While anodizing is primarily used for light metals like aluminum and magnesium, improved processes can also be applied to rust prevention of iron angle wheel brackets. This process generates an iron oxide film on the iron surface through electrolysis. By adjusting the electrolyte composition and current parameters, the film thickness and porosity can be controlled. After sealing, the pores in the oxide film are filled, forming a dense protective layer with significantly improved corrosion resistance. Anodizing offers advantages such as the ability to achieve various color options and produces a film with high hardness and wear resistance, making it suitable for casters requiring frequent movement.
Rust-preventive grease coating is an economical and practical auxiliary rust prevention method. By applying a layer of grease containing rust inhibitors to the surface of angle wheel brackets, a dual physical and chemical protective film is formed. The physical film prevents oxygen and water from contacting the iron substrate; the chemical film reacts with the rust inhibitor on the iron surface to form a passivation layer, inhibiting corrosion. Rust-preventive grease is suitable for short-term storage or low-corrosion environments, such as indoor equipment casters. However, it's important to note that grease easily attracts dust, requiring regular cleaning and recoating to maintain its rust-preventive effect.

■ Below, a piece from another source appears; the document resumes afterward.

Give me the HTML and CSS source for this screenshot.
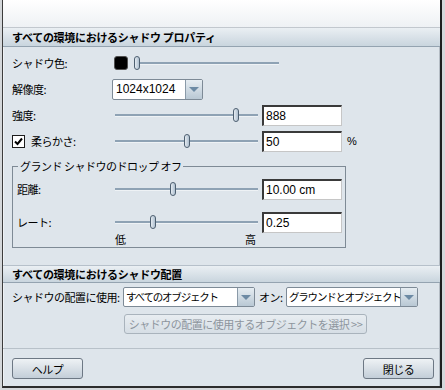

The rust-proofing surface treatment for iron angle wheel brackets needs to be selected comprehensively based on the usage scenario, cost budget, and performance requirements. Electroplating and powder coating are suitable for most industrial scenarios, balancing rust prevention and aesthetics; hot-dip galvanizing and stainless steel are suitable for highly corrosive environments, providing long-term protection; anodizing and rust-preventive grease are supplementary methods to meet specific needs. Through scientific material selection and process optimization, the rust resistance of angle wheel brackets can be significantly improved, providing a solid guarantee for the stable operation of equipment.